Apple’s Plan for a World Without Wires

Let me be honest with you... I hate wires!  HDMI cables hang from the back of my tv, ethernet cables connected to my router, plugs, speakers and on and on!  Even though I live in a "wireless" home there are wires everywhere.  So go Apple!

via @mashable

Apple is reportedly working on a way to sync iPods with iTunes wirelessly. It’s just another step in Apple’s steady march toward making wires and cords a thing of the past.

 

Steve Jobs is apparently pushing hard to make the next generation iPods capable of this type of wireless sync, according to Cult of Mac‘s sources. iPods with wireless sync would make the USB cable obsolete. Instead of importing music, movies and apps through Apple’s iconic 30-pin connector, it would automatically sync whenever a user was connected to his or her Wi-Fi network.

There are more than a few problems standing in Apple’s way, though. Big questions still loom about the reliability and signal strength of wireless syncing, and apparently it can be a drain on battery life. To address those issues, the world’s most valuable tech company has been allegedly testing iPods with carbon fiber cases, rather than the aluminum used in most of the company’s iPods.

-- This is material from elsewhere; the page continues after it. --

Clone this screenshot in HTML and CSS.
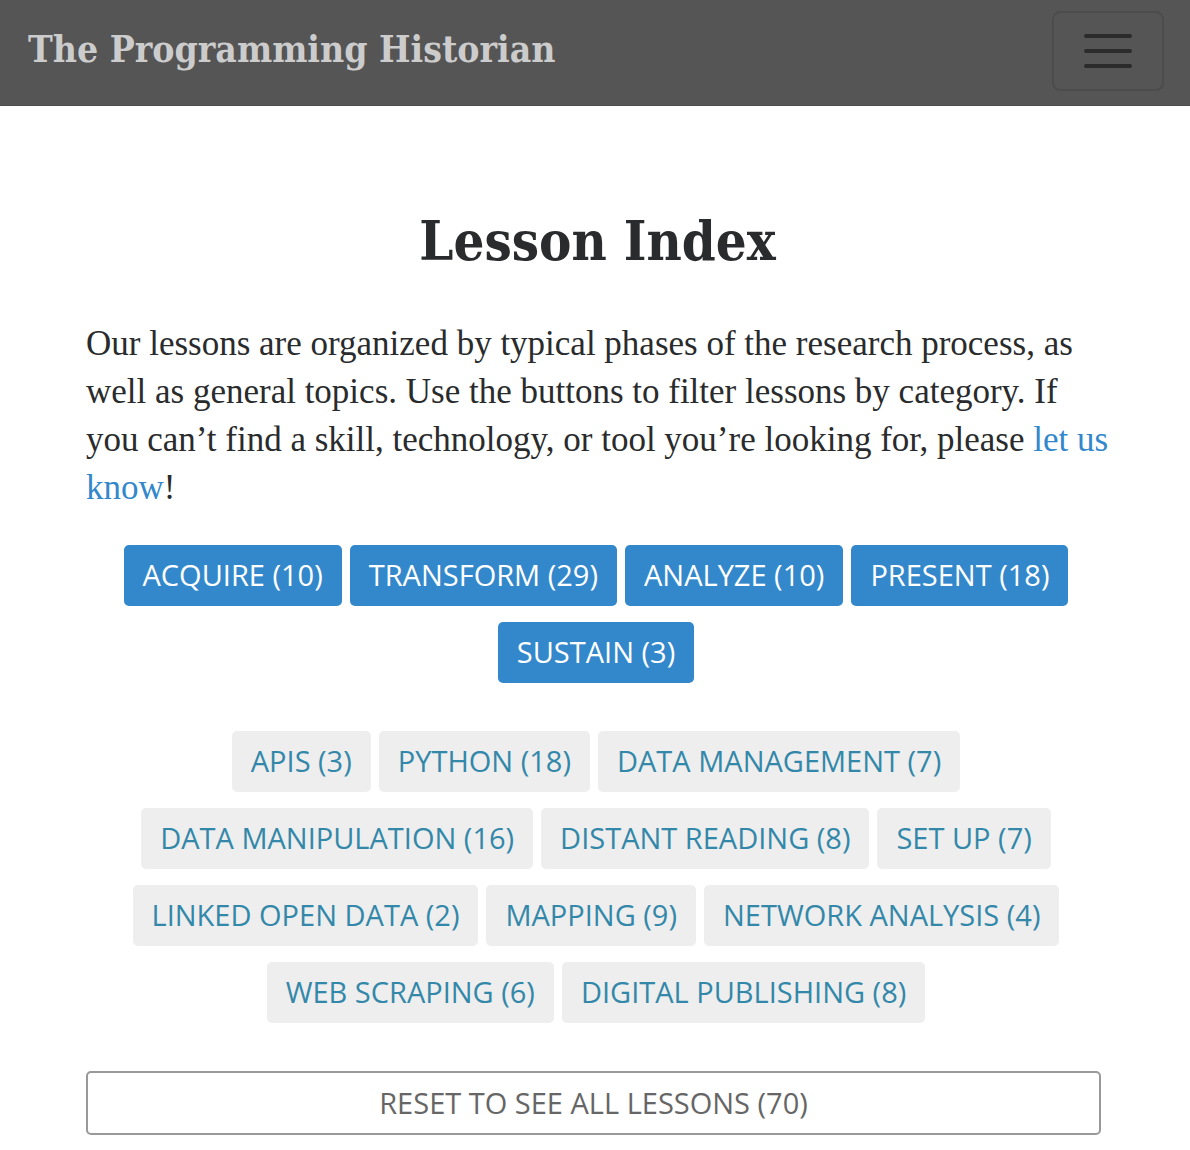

Adding fuel to the fire, Apple has also recently hired Kevin Kenney, a senior composites engineer with expertise in carbon fiber. Apparently he has worked with Apple in the past and has even been named in some of Apple’s patents.

One caveat to the carbon fiber rumors, though: the stuff is conductive and presents its own set of problems to transmitting wireless signals. Of course, nobody really knows what type of designs Apple may or may not be testing with the next-generation iPod, because nobody knows what Apple has up its sleeve.

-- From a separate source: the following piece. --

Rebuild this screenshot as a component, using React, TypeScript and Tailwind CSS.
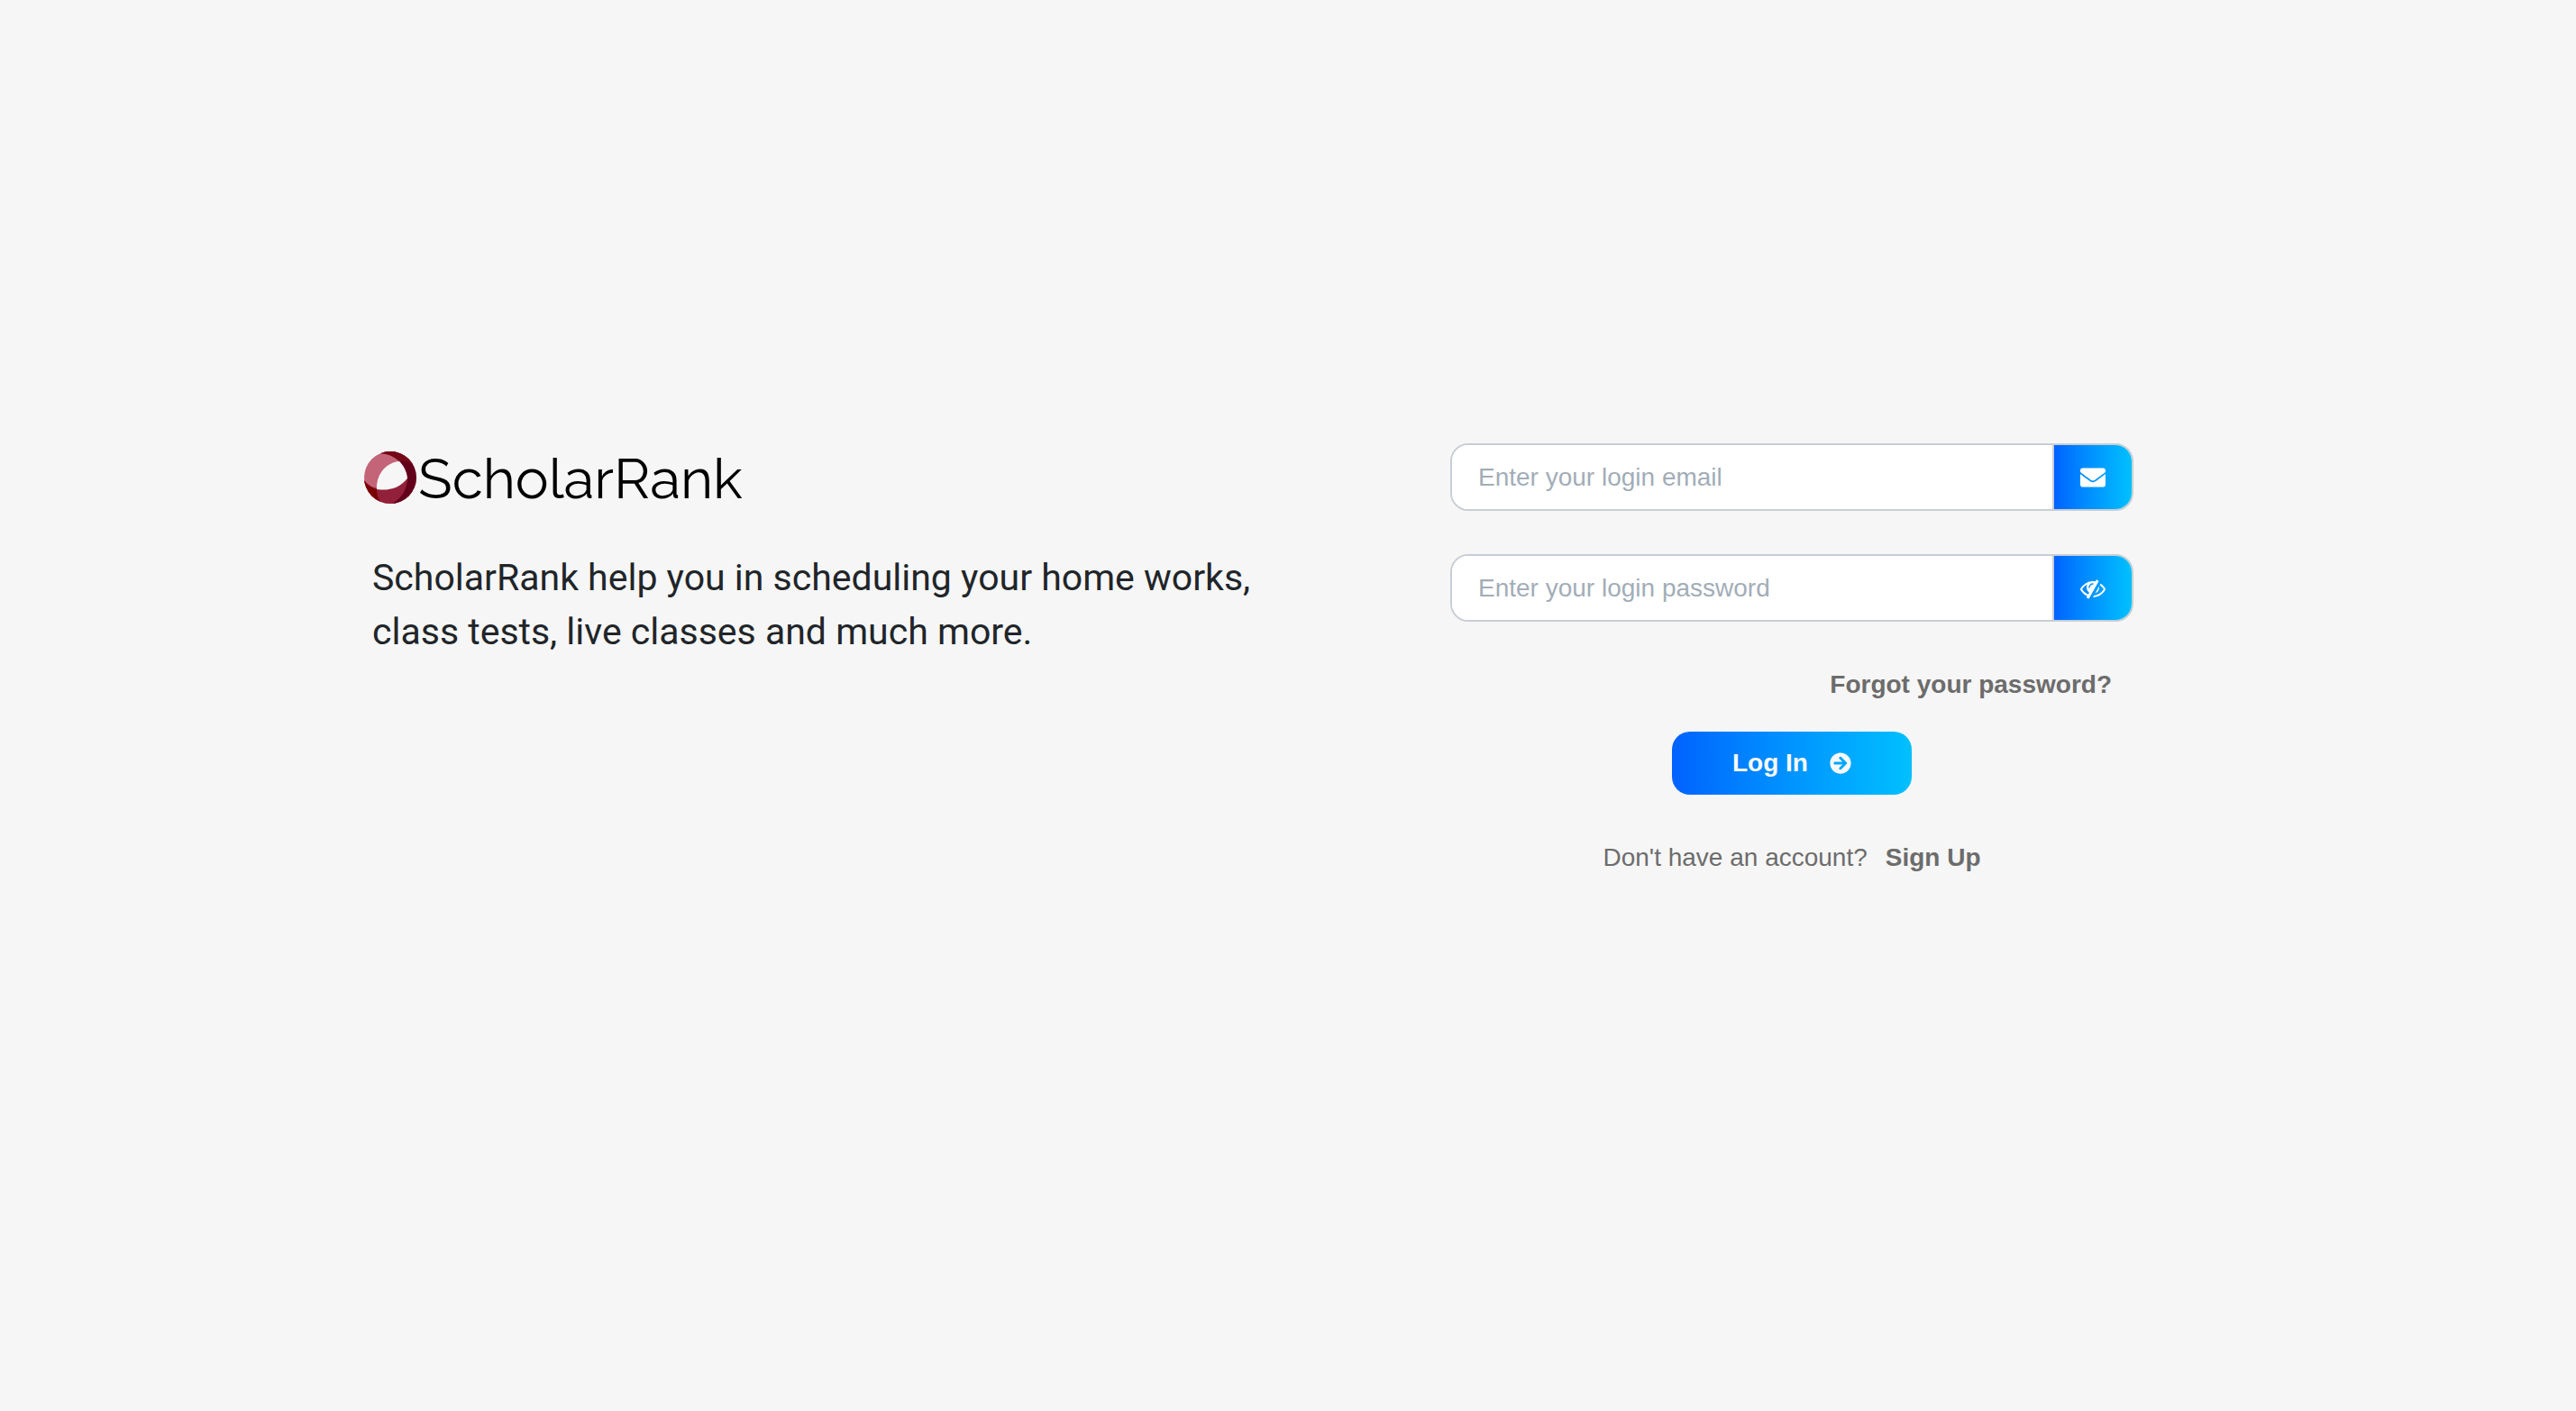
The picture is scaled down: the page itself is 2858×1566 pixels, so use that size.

AirPlay and the War Against Wires


 

 

 

It’s no secret that Apple wants to decrease its reliance on wires, especially as it tries to shape a post-PC world. You can bet Steve Jobs doesn’t like that the iPhone and iPad still have to plug into a Mac or PC to function.

To create its world without wires, Apple has been working hard on improving the performance of AirPlay, a feature that lets users stream their music to different stereo systems. The AirPort Express and the new Apple TV both serve as hubs for streaming iTunes to multiple stereos. Apple’s “Remote” app turns the iPhone or iPod touch into a remote control for music streaming.

AirPlay is impressive technology, especially if someone takes the time to really set it up properly. I have a group of friends that have wired their four-story home so that they can control any stereo in the house with their iPhones. It’s simply the future.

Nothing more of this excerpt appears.